A lifetime of memories of another era, of love & dancing, of passion, of life and of death crowd Iris' mind, and confusing them with old age or loneliness she is consumed by worry that they will slip from her grasp like a cup and shatter, lost for ever. Ruby, her eighteen year old granddaughter, battling her own demons, some of which are expanded on more fully than others, arrives in Cairo barely knowing Iris, but eventually the joining of grandmother and granddaughter allows them both to heal and in telling Ruby her stories, and facing her daughter, Lesley, Iris is able to finally be at peace.
Iris & Ruby is narrated by Iris yet moves easily into the third person when describing events through Ruby's eyes. Memories of Iris in Cairo during the war are intertwined with episodes of Ruby's exploration of Cairo some 60 years later. It is an intriguing book and at times reminded me in part of The English Patient, partially through context (Cairo, the desert) and partially through the desire to ensure that memories have been told, voiced, images becoming real in being given a voice, before the end.
Iris' wartime Cairo seems at once glamorous and carefree yet tinged, as life in wartime surely was, with that steely determination to live life as if it was for the last time. It seemed an endless round of parties, cocktails, silk dresses and dances with army boys, but these descriptions conceal their harder, less glamorous reflection of the reality of a young women in love with a soldier, waiting anxiously for his return, filling her days with work and friends and airmail letters. Although reading the synopsis of the book tells the reader that Iris' one true love is never to return from the desert, I still found myself willing him to return. Even though I knew from the beginning that they would never reach their wedding day, I still cried when they didn't.

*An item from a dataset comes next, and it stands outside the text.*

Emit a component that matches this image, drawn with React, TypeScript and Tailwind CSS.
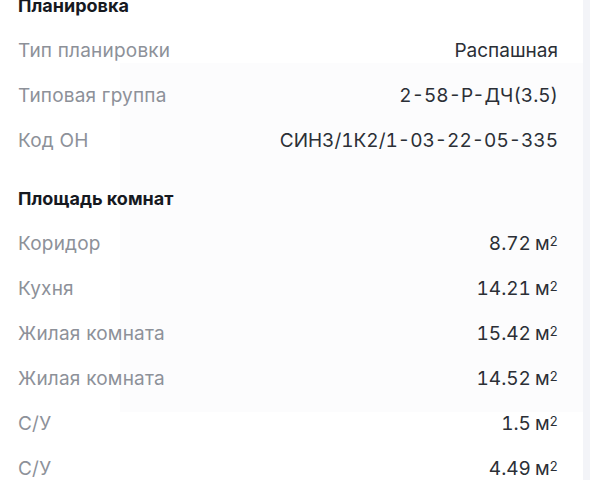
const layout = [
  { label: 'Тип планировки', value: 'Распашная' },
  { label: 'Типовая группа', value: '2-58-Р-ДЧ(3.5)' },
  { label: 'Код ОН', value: 'СИН3/1К2/1-03-22-05-335' },
]

const rooms = [
  { label: 'Коридор', value: '8.72' },
  { label: 'Кухня', value: '14.21' },
  { label: 'Жилая комната', value: '15.42' },
  { label: 'Жилая комната', value: '14.52' },
  { label: 'С/У', value: '1.5' },
  { label: 'С/У', value: '4.49' },
]

function Row({ label, children }: { label: string; children: React.ReactNode }) {
  return (
    <div className="flex h-[45px] items-center justify-between">
      <span className="text-[19px] tracking-[0.2px] text-[#8d9199]">{label}</span>
      <span className="text-[19px] text-[#2b2f36] tabular-nums">{children}</span>
    </div>
  )
}

function Area({ value }: { value: string }) {
  return (
    <>
      {value}
      <span className="ml-[4px]">м</span>
      <sup className="relative -top-[4px] text-[13px]">2</sup>
    </>
  )
}

export default function App() {
  return (
    <div
      className="relative flex h-[480px] w-[590px] overflow-hidden bg-white"
      style={{ fontFamily: 'Inter, "Noto Sans", sans-serif' }}
    >
      <div className="pointer-events-none absolute left-[120px] top-[63px] h-[349px] w-[463px] bg-[#fcfcfd]" />
      <div className="relative flex-1 pl-[18px] pr-[25px]">
        <section className="-mt-[6px]">
          <h2 className="mb-[11px] h-[24px] text-[18px] font-bold leading-[24px] text-[#16191f]">
            Планировка
          </h2>
          {layout.map((r) => (
            <Row key={r.label} label={r.label}>
              {r.value}
            </Row>
          ))}
        </section>
        <section className="mt-[23px]">
          <h2 className="mb-[11px] h-[24px] text-[18px] font-bold leading-[24px] text-[#16191f]">
            Площадь комнат
          </h2>
          {rooms.map((r, i) => (
            <Row key={i} label={r.label}>
              <Area value={r.value} />
            </Row>
          ))}
        </section>
      </div>
      <div className="w-[7px] bg-[#f3f4f8]" />
    </div>
  )
}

I don't think Iris ever did 'get over' losing Xan. I don't think, in actual fact, that you do 'get over' losing your true love. I think time and distance helps one deal with living. I don't know, thankfully, but that is my belief. I found it telling that Iris returned to Cairo, to a house where she had known Xan, as soon as she was able to escape her daughter who could never be the son she had lost. In contrast, the death of Ruby's boyfriend Jas was the catalyst for her departure to Cairo but her grief for Jas was not in the same league. Rather I think the incident Ruby touches on when she says "I don't want you to touch me ever again" to a family member is the more serious issue, as is the fleeting glimpse we are given in to her thoughts when she is at a nightclub with Ash: "She was used to trading elements of herself as a powerful currency, the dollar standard, with everyone from boys she met in clubs to Will (the family member). She had been doing it since she was fifteen. Only Jas had been different". Perhaps Lesley's grief in relation to her mother (Iris) - someone doesn't have to die for there to be grief, I don't think - especially since the issue was unresolved, had affected Ruby to the extent that she had begun to believe that she had to give something to be loved and wanted, that it wasn't an automatic right, and that giving her body was the only thing she had.

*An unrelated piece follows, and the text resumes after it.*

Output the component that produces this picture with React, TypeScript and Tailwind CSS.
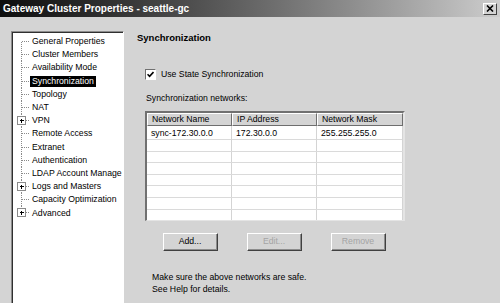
import React from "react";

// ── Tree data ──────────────────────────────────────────────────────────────────

type TreeItem = { label: string; expandable?: boolean; selected?: boolean };

const treeItems: TreeItem[] = [
  { label: "General Properties" },
  { label: "Cluster Members" },
  { label: "Availability Mode" },
  { label: "Synchronization", selected: true },
  { label: "Topology" },
  { label: "NAT" },
  { label: "VPN", expandable: true },
  { label: "Remote Access" },
  { label: "Extranet" },
  { label: "Authentication" },
  { label: "LDAP Account Manage" },
  { label: "Logs and Masters", expandable: true },
  { label: "Capacity Optimization" },
  { label: "Advanced", expandable: true },
];

function TreeGutter({ first, last, expandable }: { first: boolean; last: boolean; expandable?: boolean }) {
  const h = 13.2;
  const mid = h / 2;
  return (
    <svg width="17" height={h} className="shrink-0" shapeRendering="crispEdges">
      <line x1="8.5" y1={first ? mid : 0} x2="8.5" y2={last ? mid : h} stroke="#8a8a8a" strokeDasharray="1 1" />
      <line x1="8.5" y1={mid} x2="17" y2={mid} stroke="#8a8a8a" strokeDasharray="1 1" />
      {expandable && (
        <>
          <rect x="4.5" y={mid - 4} width="8" height="8" fill="#fff" stroke="#8a8a8a" />
          <line x1="6.5" y1={mid} x2="11" y2={mid} stroke="#000" />
          <line x1="8.5" y1={mid - 2} x2="8.5" y2={mid + 2.5} stroke="#000" />
        </>
      )}
    </svg>
  );
}

function Tree() {
  return (
    <div className="ml-[11px] w-[113px] self-stretch border-l border-t border-[#8c8c8c] border-r border-r-white">
      <div className="h-full border-l border-t border-[#303030] bg-white pt-[2px] overflow-hidden">
        {treeItems.map((item, i) => (
          <div key={item.label} className="flex items-center h-[13.2px] whitespace-nowrap">
            <TreeGutter first={i === 0} last={i === treeItems.length - 1} expandable={item.expandable} />
            <span
              className={
                item.selected
                  ? "bg-black text-white px-[2px] leading-[11px]"
                  : "px-[2px] leading-[11px]"
              }
            >
              {item.label}
            </span>
          </div>
        ))}
      </div>
    </div>
  );
}

// ── Table ──────────────────────────────────────────────────────────────────────

const columns = ["Network Name", "IP Address", "Network Mask"];
const rows = [["sync-172.30.0.0", "172.30.0.0", "255.255.255.0"]];

function NetworksTable() {
  const empty = Array.from({ length: 7 });
  return (
    <div className="mt-[7px] ml-[8px] w-[260px] h-[110px] border-l-2 border-t-2 border-l-[#707070] border-t-[#707070] border-r-2 border-b border-r-[#e4e4e4] border-b-[#e4e4e4] bg-white overflow-hidden">
      <div className="grid grid-cols-[85px_85px_86px] h-[13px]">
        {columns.map(c => (
          <div
            key={c}
            className="bg-[#d4d4d4] border-t border-l border-white border-r border-b border-r-[#6e6e6e] border-b-[#6e6e6e] pl-[4px] leading-[11px]"
          >
            {c}
          </div>
        ))}
      </div>
      {rows.map(r => (
        <div key={r[0]} className="grid grid-cols-[85px_85px_86px] h-[14px] border-b border-[#dadada]">
          {r.map((v, j) => (
            <div key={j} className="border-r border-[#d4d4d4] pl-[4px] leading-[14px]">
              {v}
            </div>
          ))}
        </div>
      ))}
      {empty.map((_, i) => (
        <div key={i} className="grid grid-cols-[85px_85px_86px] h-[11.6px] border-b border-[#dadada]">
          <div className="border-r border-[#d4d4d4]" />
          <div className="border-r border-[#d4d4d4]" />
          <div className="border-r border-[#d4d4d4]" />
        </div>
      ))}
    </div>
  );
}

function WinButton({ label, disabled }: { label: string; disabled?: boolean }) {
  return (
    <div className="w-[55px] h-[18px] border-t border-l border-white border-r border-b border-r-[#404040] border-b-[#404040]">
      <div
        className={
          "h-full border-r border-b border-[#8c8c8c] flex items-center justify-center " +
          (disabled ? "text-[#a4a4a4]" : "text-black")
        }
      >
        {label}
      </div>
    </div>
  );
}

// ── Main ───────────────────────────────────────────────────────────────────────

export default function App() {
  return (
    <div className="w-[500px] h-[303px] bg-[#d4d4d4] overflow-hidden flex flex-col text-black text-[8.7px] font-['Liberation_Sans',Arial,sans-serif]">
      {/* Title bar */}
      <div className="h-[17px] shrink-0 flex items-center justify-between pl-[3px] pr-[3px] bg-gradient-to-r from-[#0e0e0e] to-[#cdcdcd]">
        <span className="text-white font-bold text-[10px] leading-[12px]">Gateway Cluster Properties - seattle-gc</span>
        <div className="w-[14px] h-[12px] bg-[#d4d4d4] border-t border-l border-white border-r border-b border-r-[#404040] border-b-[#404040] flex items-center justify-center">
          <svg width="8" height="7" viewBox="0 0 8 7">
            <path d="M1 0.5 L7 6.5 M7 0.5 L1 6.5" stroke="#000" strokeWidth="1.6" />
          </svg>
        </div>
      </div>

      <div className="flex flex-1 min-h-0 pt-[14px]">
        <Tree />

        <div className="ml-[13px] flex flex-col">
          <div className="mt-[1px] font-bold text-[9.5px] leading-[12px]">Synchronization</div>

          <div className="mt-[24px] ml-[8px] flex items-center">
            <div className="w-[11px] h-[11px] bg-white border-l border-t border-[#707070] border-r border-b border-r-white border-b-white flex items-center justify-center">
              <svg width="7" height="7" viewBox="0 0 7 7">
                <path d="M0.5 3.2 L2.6 5.4 L6.5 1" stroke="#000" strokeWidth="1.6" fill="none" />
              </svg>
            </div>
            <span className="ml-[5px] leading-[12px]">Use State Synchronization</span>
          </div>

          <div className="mt-[12px] ml-[9px] leading-[12px]">Synchronization networks:</div>

          <NetworksTable />

          <div className="mt-[12px] ml-[26px] flex gap-[29px]">
            <WinButton label="Add..." />
            <WinButton label="Edit..." disabled />
            <WinButton label="Remove" disabled />
          </div>

          <div className="mt-[21px] ml-[15px] leading-[11.5px]">
            <div>Make sure the above networks are safe.</div>
            <div>See Help for details.</div>
          </div>
        </div>
      </div>
    </div>
  );
}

Iris' relationship with Xan was easy. Not in the sense of not knowing where he was, terrified that he would never return, but in that they both seemed to know, immediately, that they were each other's. "...That was how certain we both wanted and believed... 'I love you, Iris Black,' he said. 'Xan Molyneau, I love you too.'..." They had found each other and each was quite sure . In contrast, Ruby's relationship with Ash plays out in the same city but with none of the same surety. Even Ash's words are different "Perhaps I love you" he says. A product of a different era or an underlying emphasis that sometimes you know immediately, other times a relation creeps up on you?

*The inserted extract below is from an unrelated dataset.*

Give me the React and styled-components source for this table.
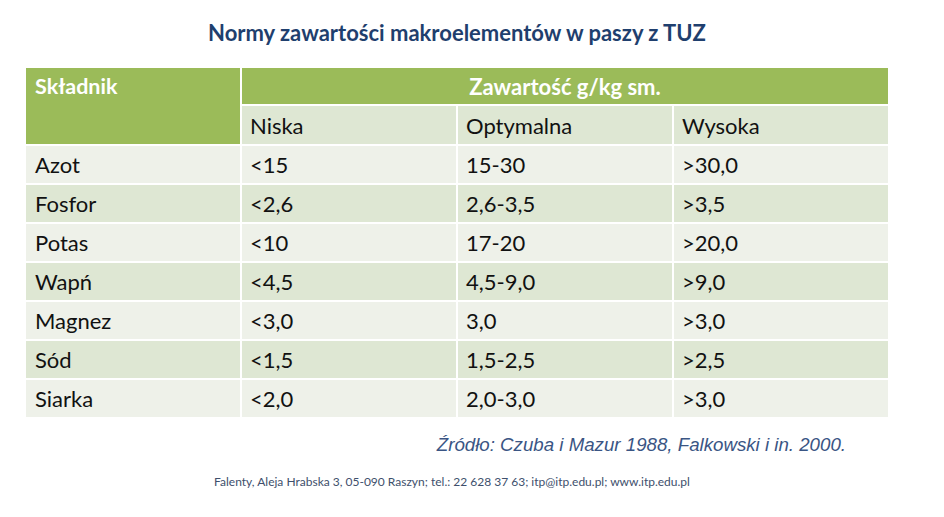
import React from "react";
import styled, { createGlobalStyle } from "styled-components";

const Global = createGlobalStyle`
  html, body { margin: 0; padding: 0; background: #ffffff; }
  body { font-family: "Lato", "Open Sans", sans-serif; }
`;

const Page = styled.div`
  width: 944px;
  height: 517px;
  box-sizing: border-box;
  padding: 0 56px 0 26px;
  display: flex;
  flex-direction: column;
  background: #fff;
`;

const Title = styled.h1`
  margin: 19px 0 0;
  height: 27px;
  font-size: 22px;
  line-height: 27px;
  font-weight: 700;
  color: #1f3f6e;
  text-align: center;
`;

const Table = styled.div`
  margin-top: 22px;
  display: grid;
  grid-template-columns: repeat(4, 214px);
  grid-template-rows: 36px 38px repeat(7, 37px);
  gap: 2px;
  background: #ffffff;
`;

const HeadCell = styled.div`
  background: #9bbb59;
  color: #ffffff;
  font-weight: 700;
  font-size: ${(p) => (p.$center ? "22px" : "21.5px")};
  display: flex;
  align-items: ${(p) => (p.$top ? "flex-start" : "center")};
  justify-content: ${(p) => (p.$center ? "center" : "flex-start")};
  padding: ${(p) => (p.$top ? "5px 0 0 9px" : "0")};
  grid-row: ${(p) => p.$rows || "auto"};
  grid-column: ${(p) => p.$cols || "auto"};
`;

const Cell = styled.div`
  background: ${(p) => (p.$dark ? "#dee7d3" : "#eef1e9")};
  color: #111;
  font-size: 22px;
  display: flex;
  align-items: center;
  padding-left: ${(p) => (p.$first ? "9px" : "8px")};
`;

const Source = styled.div`
  margin-top: 17px;
  padding-right: 42px;
  text-align: right;
  font-family: "Liberation Sans", Arial, sans-serif;
  font-style: italic;
  font-size: 18.7px;
  color: #3a5584;
`;

const Footer = styled.div`
  margin-top: 18px;
  text-align: center;
  font-size: 12px;
  color: #3e4f6c;
  padding-right: 10px;
`;

const rows = [
  ["Azot", "<15", "15-30", ">30,0"],
  ["Fosfor", "<2,6", "2,6-3,5", ">3,5"],
  ["Potas", "<10", "17-20", ">20,0"],
  ["Wapń", "<4,5", "4,5-9,0", ">9,0"],
  ["Magnez", "<3,0", "3,0", ">3,0"],
  ["Sód", "<1,5", "1,5-2,5", ">2,5"],
  ["Siarka", "<2,0", "2,0-3,0", ">3,0"],
];

export default function App() {
  return (
    <>
      <Global />
      <Page>
        <Title>Normy zawartości makroelementów w paszy z TUZ</Title>
        <Table>
          <HeadCell $top $rows="1 / span 2" $cols="1">Składnik</HeadCell>
          <HeadCell $center $cols="2 / span 3">Zawartość g/kg sm.</HeadCell>
          <Cell $dark>Niska</Cell>
          <Cell $dark>Optymalna</Cell>
          <Cell $dark>Wysoka</Cell>
          {rows.map((r, i) =>
            r.map((v, j) => (
              <Cell key={`${i}-${j}`} $dark={i % 2 === 1} $first={j === 0}>
                {v}
              </Cell>
            ))
          )}
        </Table>
        <Source>Źródło: Czuba i Mazur 1988, Falkowski i in. 2000.</Source>
        <Footer>
          Falenty, Aleja Hrabska 3, 05-090 Raszyn; tel.: 22 628 37 63; itp@itp.edu.pl; www.itp.edu.pl
        </Footer>
      </Page>
    </>
  );
}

Grief and relationships. Relationships between lovers, between mother & daughter, grand-mother & grand-daughter. Grief over death, of things that might have been, of people being someone that they are not. The hardest part of considering this book was the knowledge that next month I would be discussing it at a book group at which the author will be present. And that the book was deeply moving and is often concerned with the two things hardest to discuss honestly.